CFM confirmed Saturday that it has caught up on production of its Leap engine line, almost one year after company executives told reporters at the Farnborough Air Show that the company had fallen behind by as much as four weeks. The company met its target of delivering 1,100 engines in 2018 and fully expects to meet its 2019 goal of 1,800, representing a 60 percent year-over-year increase in production, reported CFM chief executive Gael Meheust during a pre-show briefing in Paris.
Leap engines in service last year registered a 96-percent utilization rate, equaling that of the far more “mature” CFM56, added Meheust. The company has completely addressed problems with the Leap-1A starter air valve, the -1B’s low-pressure turbine disk, and the -1A’s stage-two disk.
CFM introduced last August—on time—a solution to thermal barrier coating loss in the high-pressure turbine of both Leap variants and now awaits only the in-service results over the next year-and-a-half. Fuel leaks in both Leaps also forced CFM to redesign some tubes in the fuel system. That fix has received certification and the company plans to install the new configuration next month.
Another problem involved particles coming from a bearing in the Leap-1B’s radial drive shaft, which were getting caught in the oil filter screen due to inadequate lubrication. CFM established a Service Bulletin calling for inspection of the screen and devised a redesign scheduled for introduction in the next two months.
Finally, the company must still address a fuel nozzle carbon buildup in the -1A under certain operating conditions. For now, maintenance technicians must remove the nozzles to clean them, resulting in modest airplane downtime. CFM continues demonstration testing of new technology that cleans the nozzles while they remain inside the engine. It hopes to have introduced the system by the end of the year, said CFM executive vice president Allen Paxson.
“We do have design changes and a process to eliminate this for customers that need it in the future,” he noted. “However, those probably won't be available until early 2021. So it’s probably a year and a half away until we have a solution that we can put onto the engine that will prevent this from happening in all operational conditions.”
CFM (Chalet 119) certainly also hopes the Leap-1B-powered Boeing 737 Max returns to revenue service by then. But while questions over the effects of Boeing’s rate reduction from 52 to 42 a month kept arising during the briefing in Paris, Paxson said the Max crisis has affected the engine company more from the need to take measures to preserve engines of the grounded airplanes than from any production interruption.
“In the field, which has been most of our focus quite frankly, is when you set the airplanes down. We want to make sure that the engines are preserved, that oil systems are preserved appropriately when they're sat down, that engines are covered so we don’t have birds nesting in them, and things like that,” explained Paxson.
“And then we get busy and use the downtime to do a preventative maintenance and get ahead of things. There have been some engines requiring maintenance...We want to get those tasks done...We’re really are very focused on getting this back into service in a very smooth way.”

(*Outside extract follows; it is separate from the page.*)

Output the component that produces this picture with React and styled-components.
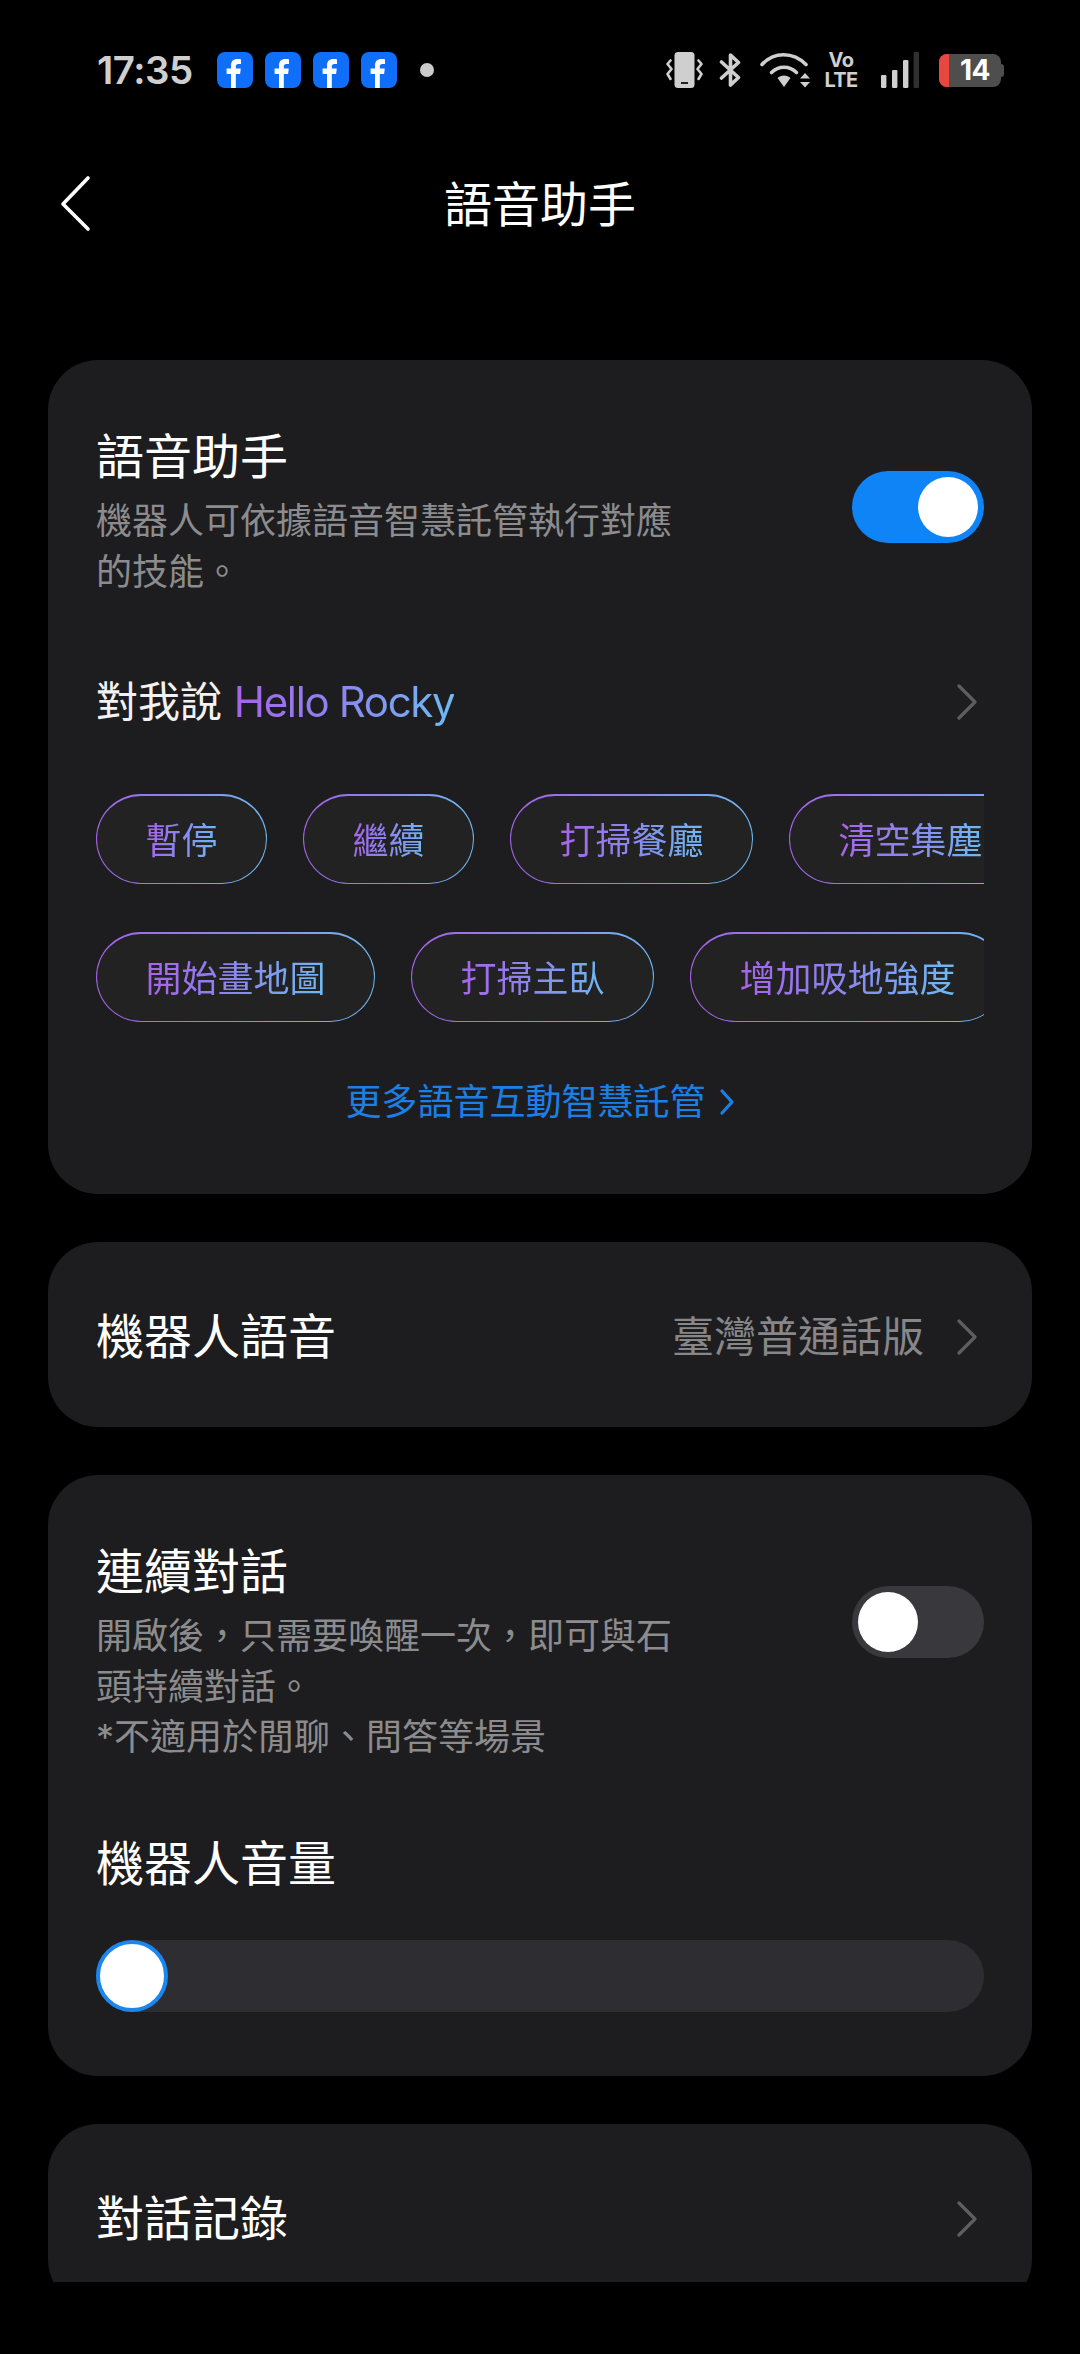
import React from "react";
import styled, { createGlobalStyle } from "styled-components";

const Global = createGlobalStyle`
  html, body { margin: 0; padding: 0; background: #000; }
  body { font-family: "Inter", "Noto Sans CJK TC", sans-serif; }
  * { box-sizing: border-box; }
`;
const CJK = `"Inter", "Noto Sans CJK TC", sans-serif`;
const GRAD = `linear-gradient(95deg, #a862ea 0%, #8a88ee 50%, #6dbcf2 100%)`;

const Page = styled.div`
  width: 1080px; height: 2354px; background: #000; overflow: hidden;
  display: flex; flex-direction: column; font-family: ${CJK};
`;
const StatusBar = styled.div`
  height: 140px; flex: none; display: flex; align-items: flex-start;
  padding: 52px 76px 0 97px;
`;
const Clock = styled.span`
  font-family: "Inter", sans-serif; font-size: 38.5px; font-weight: 600; line-height: 36px;
  color: #cfcfcf; letter-spacing: -0.5px; width: 120px; flex: none;
`;
const FbRow = styled.div`display: flex; gap: 12px;`;
const Dot = styled.span`
  width: 14px; height: 14px; border-radius: 50%; background: #cbcbcb;
  margin: 11px 0 0 23px;
`;
const StatusRight = styled.div`
  margin-left: auto; display: flex; align-items: flex-start;
`;
const Vo = styled.div`
  width: 36px; margin: -2px 22px 0 13px; color: #cfcfcf; font-family: "Inter", sans-serif;
  font-weight: 700; font-size: 20px; line-height: 20px; text-align: center;
  letter-spacing: -0.6px;
`;
const Battery = styled.div`
  display: flex; align-items: stretch; margin: 2px 0 0 20px;
`;
const BatteryBody = styled.div`
  width: 62px; height: 33px; border-radius: 8px; background: #4e4e4e; display: flex;
`;
const BatteryFill = styled.div`width: 10px; background: #e8473f; flex: none; border-radius: 8px 0 0 8px;`;
const BatteryText = styled.span`
  flex: 1; text-align: center; color: #fff; font-family: "Inter", sans-serif;
  font-weight: 700; font-size: 28px; line-height: 33px; letter-spacing: -0.5px;
`;
const BatteryTip = styled.div`
  width: 3px; height: 13px; margin-top: 10px; background: #4e4e4e; border-radius: 0 3px 3px 0;
`;

const Nav = styled.header`
  height: 130px; flex: none; display: flex; align-items: center; justify-content: center;
  position: relative; margin-bottom: 90px;
`;
const BackButton = styled.button`
  position: absolute; left: 60px; top: 34px; background: none; border: 0; padding: 0;
  width: 32px; height: 60px; display: flex;
`;
const NavTitle = styled.h1`
  margin: 0; font-size: 48px; font-weight: 400; line-height: 60px; color: #fff;
`;
const Scroll = styled.main`
  height: 1922px; flex: none; overflow: hidden; padding: 0 48px;
  display: flex; flex-direction: column; gap: 48px;
`;
const Card = styled.section`
  background: #1d1d1f; border-radius: 50px; flex: none; padding: ${p => p.$pad || "67px 48px 64px"};
`;
const HeaderRow = styled.div`display: flex; justify-content: space-between; align-items: flex-start;`;
const HeaderText = styled.div`width: 580px;`;
const Title = styled.h2`
  margin: 0; font-size: 48px; font-weight: 400; line-height: 60px; color: #fff;
`;
const Desc = styled.p`
  margin: 9px 0 0; font-size: 36px; line-height: 50.5px; color: #8c8c8e; font-weight: 400;
`;
const Toggle = styled.div`
  width: 132px; height: 72px; margin-top: 44px; border-radius: 36px; flex: none;
  background: ${p => (p.$on ? "#0f84f7" : "#39393d")};
  display: flex; align-items: center; padding: 0 6px;
  justify-content: ${p => (p.$on ? "flex-end" : "flex-start")};
`;
const Knob = styled.span`width: 60px; height: 60px; border-radius: 50%; background: #fff;`;
const WakeRow = styled.div`
  margin-top: 75px; height: 60px; display: flex; align-items: center; justify-content: space-between;
`;
const WakeText = styled.div`
  font-size: 42px; line-height: 60px; color: #f2f2f2;
`;
const GradText = styled.span`
  background: ${GRAD}; -webkit-background-clip: text; background-clip: text; color: transparent;
`;
const RockyText = styled(GradText)`letter-spacing: -1.35px;`;
const Chevron = styled.svg`
  width: 22px; height: 36px; flex: none; margin-right: 6px; display: block;
`;
const Pills = styled.div`
  display: flex; flex-direction: column; gap: 48px; margin-top: 62px;
`;
const PillRow = styled.div`display: flex; gap: 36px; overflow: hidden;`;
const Pill = styled.div`
  flex: none; height: 90px; padding: 3px 48.5px 0; border-radius: 45px;
  border-style: solid; border-color: transparent; border-width: 2px 1px 1px 1px;
  background: linear-gradient(#222223, #222223) padding-box, ${GRAD} border-box;
  display: flex; align-items: center; font-size: 36px; line-height: 50px;
`;
const MoreLink = styled.a`
  margin-top: 55px; display: flex; align-items: center; justify-content: center; gap: 13px;
  font-size: 36px; line-height: 50px; color: #1a80e6;
`;
const NavRow = styled.div`
  height: 185px; padding: 4px 48px 0; display: flex; align-items: center; justify-content: space-between;
`;
const Side = styled.div`display: flex; align-items: center; gap: 32px;`;
const SideValue = styled.span`font-size: 42px; color: #87878a; line-height: 60px;`;
const VolumeTitle = styled(Title)`margin-top: 71.5px;`;
const Track = styled.div`
  margin-top: 46px; height: 72px; border-radius: 36px; background: #2e2e32; display: flex;
`;
const Thumb = styled.div`
  width: 72px; height: 72px; border-radius: 50%; background: #fff; border: 4.5px solid #1a87f0;
`;

const Fb = () => (
  <svg width="36" height="36" viewBox="0 0 36 36">
    <rect width="36" height="36" rx="8" fill="#0f6ffb" />
    <path fill="#fff" d="M14 36V22H9.6v-5.4H14v-3.2C14 9.2 16.4 7 20.3 7c1.7 0 3.2.1 3.7.2V12h-2.6c-2 0-2.6 1-2.6 2.4v2.2h5l-.7 5.4h-4.3v14z" />
  </svg>
);
const Vibrate = () => (
  <svg width="37" height="36" viewBox="0 0 37 36" style={{ display: "block" }}>
    <rect x="8.5" y="0" width="20" height="36" rx="3.5" fill="#cfcfcf" />
    <rect x="15" y="30" width="7" height="2" fill="#222" />
    <path d="M4.5 8.5L1.5 12l4 5-4 5 3 5M32.5 8.5l3 3.5-4 5 4 5-3 5" fill="none" stroke="#cfcfcf" strokeWidth="2.6" strokeLinecap="round" strokeLinejoin="round" />
  </svg>
);
const Bluetooth = () => (
  <svg width="24" height="36" viewBox="0 0 24 36" style={{ display: "block", marginLeft: 16 }}>
    <path d="M2.5 10 L19.5 25.5 L11.5 33 V3 L19.5 10.5 L2.5 26" fill="none" stroke="#cfcfcf" strokeWidth="3.6" strokeLinecap="round" strokeLinejoin="round" />
  </svg>
);
const Wifi = () => (
  <svg width="50" height="36" viewBox="0 0 50 36" style={{ display: "block", marginLeft: 17 }}>
    <g fill="none" stroke="#cfcfcf" strokeWidth="3.6" strokeLinecap="round">
      <path d="M2 12.5C14 -0.5 33 -0.5 46 12.5" />
      <path d="M11.5 20.5C18.5 13.5 29.5 13.5 36.5 20.5" />
    </g>
    <path fill="#cfcfcf" d="M17.5 26c3.5-3.4 9.5-3.4 13 0L24 35z" />
    <path fill="#cfcfcf" d="M40 26.5L45 21l5 5.5zM40 30h10l-5 5.5z" />
  </svg>
);
const Signal = () => (
  <svg width="38" height="36" viewBox="0 0 38 36" style={{ display: "block" }}>
    <rect x="0" y="23" width="5.4" height="13" rx="1.2" fill="#cfcfcf" />
    <rect x="11" y="18" width="5.4" height="18" rx="1.2" fill="#cfcfcf" />
    <rect x="22" y="8" width="5.4" height="28" rx="1.2" fill="#cfcfcf" />
    <rect x="32.6" y="0" width="5.4" height="36" rx="1.2" fill="#303030" />
  </svg>
);
const ChevronIcon = ({ color = "#5e5e60" }) => (
  <Chevron viewBox="0 0 22 36">
    <path d="M3 2 L19 18 L3 34" fill="none" stroke={color} strokeWidth="3.2" strokeLinecap="round" strokeLinejoin="round" />
  </Chevron>
);

export default function App() {
  const row1 = ["暫停", "繼續", "打掃餐廳", "清空集塵"];
  const row2 = ["開始畫地圖", "打掃主臥", "增加吸地強度"];
  const renderPills = (items) => items.map((t) => (
    <Pill key={t}><GradText>{t}</GradText></Pill>
  ));
  return (
    <Page>
      <Global />
      <StatusBar>
        <Clock>17:35</Clock>
        <FbRow><Fb /><Fb /><Fb /><Fb /></FbRow>
        <Dot />
        <StatusRight>
          <Vibrate />
          <Bluetooth />
          <Wifi />
          <Vo>Vo<br />LTE</Vo>
          <Signal />
          <Battery>
            <BatteryBody>
              <BatteryFill />
              <BatteryText>14</BatteryText>
            </BatteryBody>
            <BatteryTip />
          </Battery>
        </StatusRight>
      </StatusBar>
      <Nav>
        <BackButton aria-label="返回">
          <svg width="32" height="60" viewBox="0 0 32 60">
            <path d="M28 4 L3 30 L28 55" fill="none" stroke="#fff" strokeWidth="3.6" strokeLinecap="round" strokeLinejoin="round" />
          </svg>
        </BackButton>
        <NavTitle>語音助手</NavTitle>
      </Nav>
      <Scroll>
        <Card $pad="67px 48px 67px">
          <HeaderRow>
            <HeaderText>
              <Title>語音助手</Title>
              <Desc>機器人可依據語音智慧託管執行對應的技能。</Desc>
            </HeaderText>
            <Toggle $on><Knob /></Toggle>
          </HeaderRow>
          <WakeRow>
            <WakeText>對我說 <RockyText>Hello Rocky</RockyText></WakeText>
            <ChevronIcon />
          </WakeRow>
          <Pills>
            <PillRow>{renderPills(row1)}</PillRow>
            <PillRow>{renderPills(row2)}</PillRow>
          </Pills>
          <MoreLink>
            更多語音互動智慧託管
            <svg width="16" height="28" viewBox="0 0 16 28">
              <path d="M3 3 L13 14 L3 25" fill="none" stroke="#1a80e6" strokeWidth="3.2" strokeLinecap="round" strokeLinejoin="round" />
            </svg>
          </MoreLink>
        </Card>
        <Card $pad="0">
          <NavRow>
            <Title>機器人語音</Title>
            <Side>
              <SideValue>臺灣普通話版</SideValue>
              <ChevronIcon />
            </Side>
          </NavRow>
        </Card>
        <Card>
          <HeaderRow>
            <HeaderText>
              <Title>連續對話</Title>
              <Desc>開啟後，只需要喚醒一次，即可與石頭持續對話。<br />*不適用於閒聊、問答等場景</Desc>
            </HeaderText>
            <Toggle><Knob /></Toggle>
          </HeaderRow>
          <VolumeTitle>機器人音量</VolumeTitle>
          <Track><Thumb /></Track>
        </Card>
        <Card $pad="0">
          <NavRow>
            <Title>對話記錄</Title>
            <ChevronIcon />
          </NavRow>
        </Card>
      </Scroll>
    </Page>
  );
}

Despite Boeing’s rate cut, CFM continues to build engines at the rates it agreed before the Max crisis, said the executives assembled for the briefing. So it continues to deliver engines as if Boeing still built 52 per month, leaving Boeing with the job of juggling inventory and storage. “We’ve made minor adjustments at the piece-part level...to align ourselves with the production demand,” said Paxson.
“We have some levers [with the supply chain], added Meheust. "We have levers because everybody believes that the airplane will fly again in the next months. We don't know exactly if it’s two months, three months, four months, I don’t know. But the commercial discussions with customers are still open and we deliver spares, and this is a good lever because we are delivering a lot of spares per year. So this is a way we can manage the supply chain at this time.”